Impact of H/D Isotopic Effects on the Physical Properties of Materials

Abstract

H/D isotope substitution deepens our understanding of molecular interactions, hydrogen bond characteristics, and quantum effects, while also advancing the design of advanced materials, biological research, and energy applications, thereby having a profound impact in interdisciplinary fields. In materials science, deuteration can influence the structure and physical properties of hydrogen-containing solids. A notable example is the discovery in 1942 that deuteration on the strong hydrogen-bonded ferroelectric potassium dihydrogen phosphate (KDP) increases the Curie temperature (Tc) by approximately 107 K, attributed to the geometric isotope effects (GIE) induced by deuteration on hydrogen bonds.

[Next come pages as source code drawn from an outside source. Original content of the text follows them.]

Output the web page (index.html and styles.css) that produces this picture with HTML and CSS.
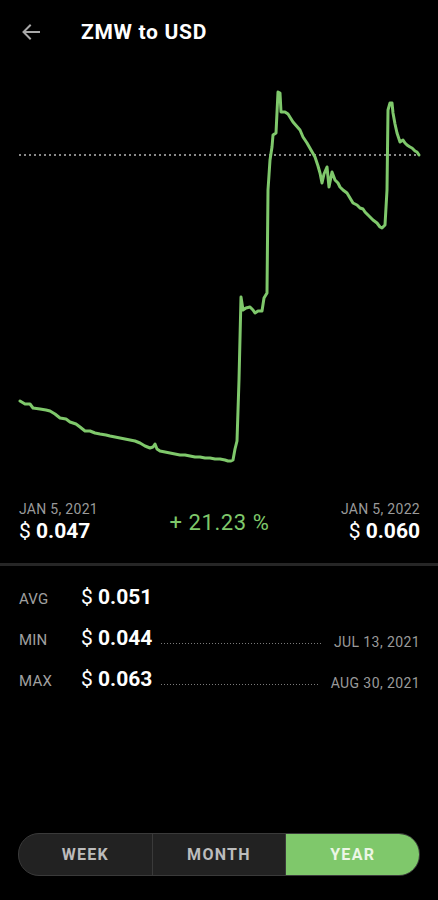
FILE: index.html
```html
<!DOCTYPE html>
<html lang="en">
<head>
  <meta charset="UTF-8" />
  <meta name="viewport" content="width=device-width, initial-scale=1.0" />
  <title>ZMW to USD</title>
  <link rel="stylesheet" href="styles.css">
</head>
<body>
  <div class="app">
    <div class="header">
      <svg class="back" width="18" height="16" viewBox="0 0 18 16">
        <path d="M17 8H2M8 1.5L1.5 8L8 14.5" fill="none" stroke="#a8a8a8" stroke-width="2" stroke-linecap="square" />
      </svg>
      <h1>ZMW to USD</h1>
    </div>

    <!-- chart drawn in page coordinates -->
    <svg class="chart" width="438" height="428" viewBox="0 64 438 428">
      <line x1="19" y1="155" x2="420" y2="155" stroke="#8a8a8a" stroke-width="2" stroke-dasharray="2 3" />
      <polyline fill="none" stroke="#7fc86b" stroke-width="3" stroke-linejoin="round" stroke-linecap="round"
        points="20,401 25,404 30,404 33,408 40,409 46,410 50,411 55,414 60,418 66,419 70,422 76,424 80,427 85,431 90,431 95,433 100,434 106,435 110,436 115,437 120,438 125,439 130,440 135,441 140,443 145,446 150,448 153,447 155,444 157,449 160,451 165,452 170,453 175,454 180,455 185,455 190,456 195,457 200,457 205,458 210,458 215,459 220,459 225,460 228,461 231,461 233,460 235,449 237,441 239,380 241,297 243,310 246,308 250,307 253,310 255,313 258,311 262,311 264,298 267,293 268,190 270,160 272,147 273,135 276,133 278,92 280,93 281,112 285,112 288,114 293,122 300,130 303,137 307,143 311,150 315,157 318,166 320,173 322,183 324,174 327,167 329,187 332,172 335,180 338,183 340,187 343,190 347,193 350,198 353,203 357,205 360,208 363,209 365,212 368,215 370,217 373,220 377,223 380,227 382,228 385,225 387,190 388,110 390,103 392,103 393,113 395,124 397,133 400,142 403,140 405,143 407,145 410,147 412,148 415,151 417,152 419,155" />
    </svg>

    <div class="summary">
      <div class="point">
        <div class="date">JAN 5, 2021</div>
        <div class="value"><span class="cur">$</span> 0.047</div>
      </div>
      <div class="change">+ 21.23 %</div>
      <div class="point right">
        <div class="date">JAN 5, 2022</div>
        <div class="value"><span class="cur">$</span> 0.060</div>
      </div>
    </div>

    <div class="divider"></div>

    <div class="stats">
      <div class="stat">
        <span class="label">AVG</span>
        <span class="value"><span class="cur">$</span> 0.051</span>
      </div>
      <div class="stat">
        <span class="label">MIN</span>
        <span class="value"><span class="cur">$</span> 0.044</span>
        <span class="dots"></span>
        <span class="when">JUL 13, 2021</span>
      </div>
      <div class="stat">
        <span class="label">MAX</span>
        <span class="value"><span class="cur">$</span> 0.063</span>
        <span class="dots"></span>
        <span class="when">AUG 30, 2021</span>
      </div>
    </div>

    <div class="range">
      <button type="button">WEEK</button>
      <button type="button">MONTH</button>
      <button type="button" class="active">YEAR</button>
    </div>
  </div>
</body>
</html>
```

FILE: styles.css
```css
body {
  margin: 0;
  background-color: #000;
  font-family: Roboto, "Liberation Sans", sans-serif;
  color: #fff;
}
.app {
  display: flex;
  flex-direction: column;
  min-height: 900px;
}
.header {
  display: flex;
  align-items: center;
  height: 64px;
  padding-left: 22px;
}
.back {
  display: block;
}
.header h1 {
  margin: 0 0 0 41px;
  font-size: 21px;
  font-weight: 700;
  letter-spacing: 0.7px;
}
.chart {
  display: block;
}
.summary {
  display: flex;
  align-items: center;
  justify-content: space-between;
  padding: 9px 18px 0 19px;
}
.point .date {
  font-size: 14px;
  color: #9a9a9a;
  letter-spacing: 0.3px;
}
.point .value {
  margin-top: 2px;
  font-size: 21px;
  font-weight: 700;
}
.point.right {
  text-align: right;
}
.cur {
  font-weight: 400;
}
.change {
  margin-top: 1px;
  font-size: 22px;
  color: #7fc86b;
  letter-spacing: 0.6px;
}
.divider {
  height: 3px;
  margin-top: 20px;
  background-color: #262626;
}
.stats {
  display: flex;
  flex-direction: column;
  gap: 16px;
  padding: 19px 18px 0 19px;
}
.stat {
  display: flex;
  align-items: baseline;
  height: 25px;
}
.stat .label {
  width: 62px;
  font-size: 15px;
  color: #a0a0a0;
  letter-spacing: 0.2px;
}
.stat .value {
  font-size: 21px;
  font-weight: 700;
}
.dots {
  flex: 1;
  height: 1px;
  margin: 0 13px 0 9px;
  background-image: repeating-linear-gradient(to right, #7a7a7a 0 1px, transparent 1px 3px);
  position: relative;
  top: -1px;
}
.when {
  font-size: 14px;
  color: #9a9a9a;
  letter-spacing: 0.4px;
  position: relative;
  top: 2px;
}
.range {
  display: flex;
  margin: auto 18px 24px 18px;
  height: 41px;
  border: 1px solid #3a3a3a;
  border-radius: 21px;
  background-color: #222;
  overflow: hidden;
}
.range button {
  flex: 1;
  border: none;
  border-left: 1px solid #3a3a3a;
  background: none;
  font-family: Roboto, "Liberation Sans", sans-serif;
  font-size: 16px;
  font-weight: 700;
  letter-spacing: 1.3px;
  color: #bcbcbc;
}
.range button:first-child {
  border-left: none;
}
.range .active {
  background-color: #7fc86b;
  color: #ecf6e6;
}
```
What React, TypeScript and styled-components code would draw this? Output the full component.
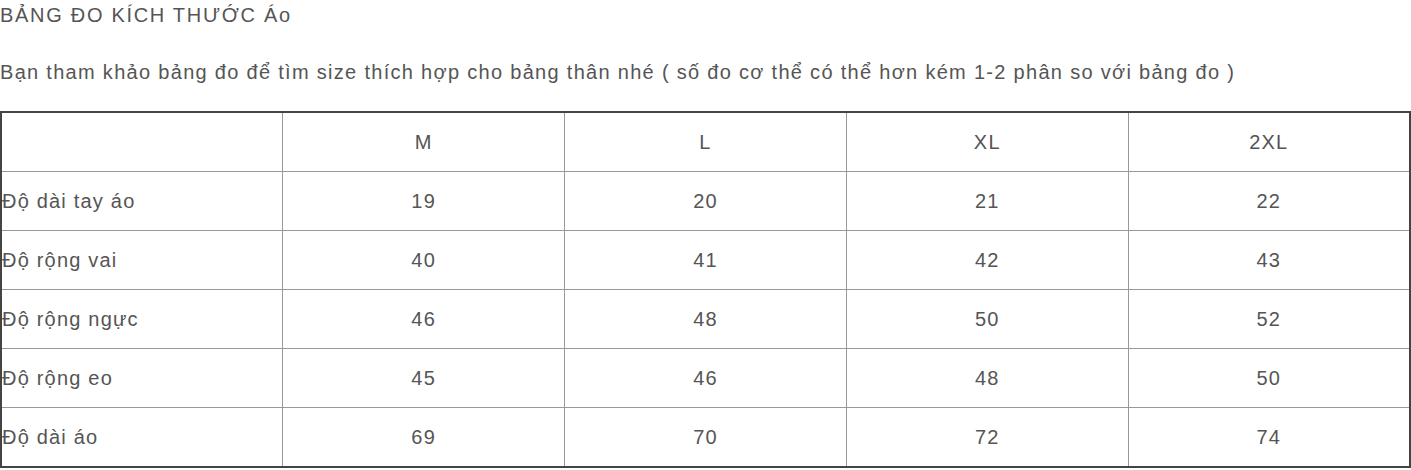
import React from 'react';
import styled, { createGlobalStyle } from 'styled-components';

const GlobalStyle = createGlobalStyle`
  html, body {
    margin: 0;
    padding: 0;
    background: #fff;
  }
  body {
    font-family: "Liberation Sans", Arial, sans-serif;
    color: #555;
  }
`;

const Page = styled.div`
  width: 1411px;
  padding-top: 3px;
`;

const Title = styled.div`
  font-size: 20px;
  line-height: 24px;
  letter-spacing: 1.7px;
  white-space: nowrap;
  margin-bottom: 33px;
`;

const Intro = styled.p`
  font-size: 20px;
  line-height: 24px;
  letter-spacing: 1.3px;
  white-space: nowrap;
  margin: 0 0 27px 0;
`;

const Table = styled.table`
  width: 1411px;
  border-collapse: collapse;
  border: 2px solid #444;
  table-layout: fixed;
`;

const Cell = styled.td<{ label?: boolean }>`
  border: 1px solid #999;
  height: 58px;
  padding: 0;
  font-size: 20px;
  letter-spacing: 1.2px;
  white-space: nowrap;
  text-align: ${props => (props.label ? 'left' : 'center')};
  vertical-align: middle;
`;

const sizes = ['M', 'L', 'XL', '2XL'];

const rows: { label: string; values: number[] }[] = [
  { label: 'Độ dài tay áo', values: [19, 20, 21, 22] },
  { label: 'Độ rộng vai', values: [40, 41, 42, 43] },
  { label: 'Độ rộng ngực', values: [46, 48, 50, 52] },
  { label: 'Độ rộng eo', values: [45, 46, 48, 50] },
  { label: 'Độ dài áo', values: [69, 70, 72, 74] },
];

export default function App() {
  return (
    <Page>
      <GlobalStyle />
      <Title>BẢNG ĐO KÍCH THƯỚC Áo</Title>
      <Intro>
        Bạn tham khảo bảng đo để tìm size thích hợp cho bảng thân nhé ( số đo cơ thể có thể hơn kém 1-2 phân so với bảng đo )
      </Intro>
      <Table>
        <tbody>
          <tr>
            <Cell label />
            {sizes.map(s => (
              <Cell key={s}>{s}</Cell>
            ))}
          </tr>
          {rows.map(r => (
            <tr key={r.label}>
              <Cell label>{r.label}</Cell>
              {r.values.map((v, i) => (
                <Cell key={i}>{v}</Cell>
              ))}
            </tr>
          ))}
        </tbody>
      </Table>
    </Page>
  );
}
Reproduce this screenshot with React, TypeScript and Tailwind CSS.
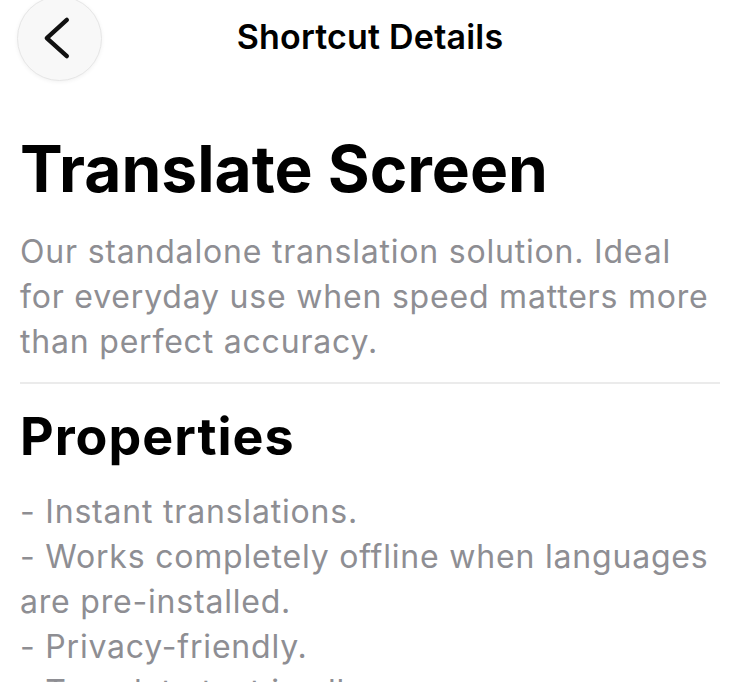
import React from "react";

const font = { fontFamily: "Inter, 'Noto Sans', 'Liberation Sans', sans-serif" };

export default function App() {
  return (
    <div
      className="w-[740px] h-[682px] overflow-hidden bg-white text-black"
      style={font}
    >
      <header className="grid grid-cols-[1fr_auto_1fr] grid-rows-[76px] items-center">
        <div className="pl-[17px]">
          <button className="w-[85px] h-[85px] rounded-full bg-[#f8f8f8] border border-[#e6e6e6] shadow-[0_1px_4px_rgba(0,0,0,0.06)] flex items-center justify-center">
            <svg width="85" height="85" viewBox="0 0 85 85" fill="none">
              <path
                d="M50 23.5 L29.5 42 L50 60.5"
                stroke="#111"
                strokeWidth="4.5"
                strokeLinecap="round"
                strokeLinejoin="round"
              />
            </svg>
          </button>
        </div>
        <h1 className="pb-[3px] text-[34px] font-semibold tracking-[0.2px] leading-none">
          Shortcut Details
        </h1>
        <div />
      </header>

      <main className="px-5">
        <h2 className="mt-[61px] text-[64px] font-bold leading-none tracking-[0px]">
          Translate Screen
        </h2>
        <p className="mt-[28px] text-[32px] leading-[45px] text-[#8e8e93] tracking-[0.8px]">
          Our standalone translation solution. Ideal for everyday use when speed matters more than perfect accuracy.
        </p>
        <div className="mt-[18px] h-[2px] bg-[#ebebeb]" />
        <h3 className="mt-[27px] text-[52px] font-bold leading-none tracking-[1px]">
          Properties
        </h3>
        <div className="mt-[26px] text-[32px] leading-[45px] text-[#8e8e93] tracking-[0.8px]">
          <p>- Instant translations.</p>
          <p>- Works completely offline when languages are pre-installed.</p>
          <p>- Privacy-friendly.</p>
          <p>- Translate text in all apps.</p>
        </div>
      </main>
    </div>
  );
}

Additionally, deuteration can introduce chemical pressure within the lattice, influencing the magnetic and conductive properties of solid materials. Moreover, due to their lower vibrational modes, D atoms can reduce non-radiative transitions, thereby enhancing the optical physical properties of materials. This highlights deuteration as a viable chemical strategy for modulating the physical properties of materials. This review aims to provide a concise overview of the effects of H/D isotope substitution on material structures and physical properties, offering new insights into the regulation of material properties through recent advancements in deuteration.